How will this play out?

We’ll be seeing a gradual reduction of reliance on human pilots. Already now, autopilots supervised by pilots perform many aspects of commercial flights. Instead of two, we’ll only see one human pilot on board, with a remote backup in standby. Automated systems will be introduced to handle some emergency situations related to pilot incapacitation, which results in a sudden unavailability of a human pilot on board — turning a zero chance of survival into something more than zero. Eventually we’ll see flights that, after “doors closed”, will be able to perform a complete flight without a human pilot on board, with a remote pilot backup in standby. Most probably this will come earlier in a flying taxi context, due to the reduced complexity of the complete process. Humans will be still involved, as ground crew, embarkation and disembarkation of passengers, and remote safety pilots, each overseeing a dozen or more aircraft on average. Some predict that for some time, there would be separate airspaces for autonomous and human-piloted aircraft, with autonomous aircraft self-coordinating each other like a swarm.
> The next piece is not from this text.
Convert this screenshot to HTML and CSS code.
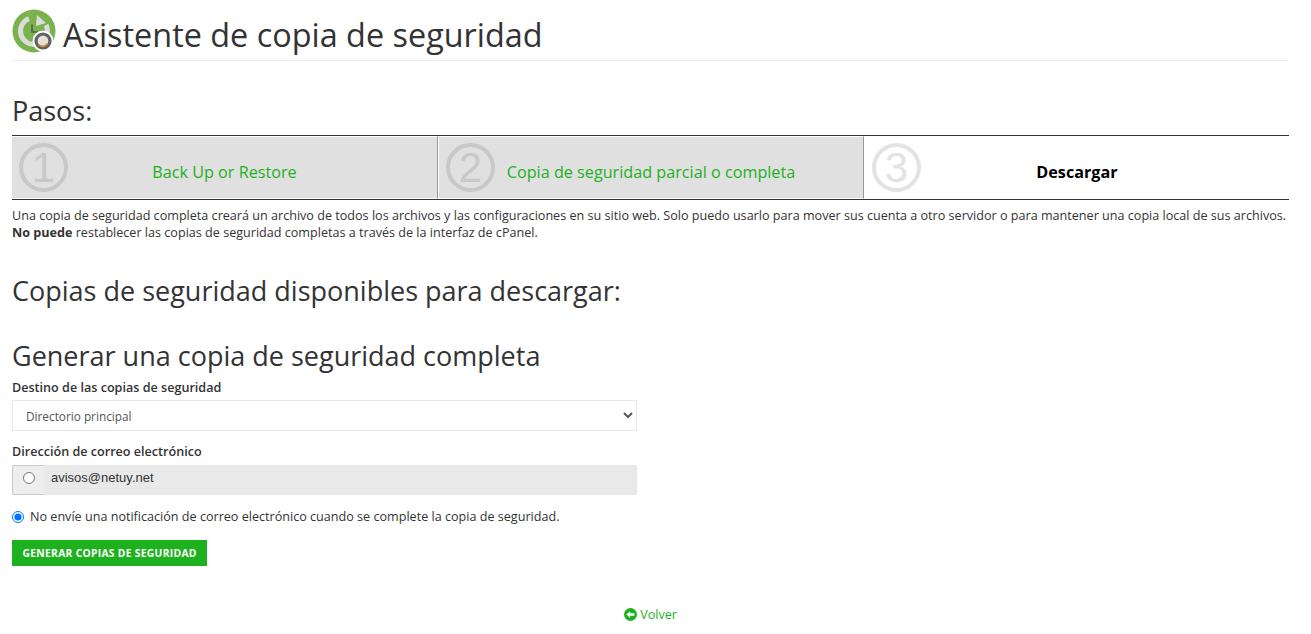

This huge shift requires close cooperation between industry players and regulatory authorities, which is already happening. New technologies such as AI that will have to be certified are yet missing certification frameworks, which need to be developed. Ultimately these technologies will be incorporated into existing avionics and flight control frameworks, and will contribute to the current level of precision and redundancy available, while enabling automation of new use cases that could not be achieved until now.


Ákos Maróy is an aviation innovation expert, commercial pilot, the founder or Aero Glass - an award winning AR startup for pilots, and has been the member of the Daedalean AI team until recently.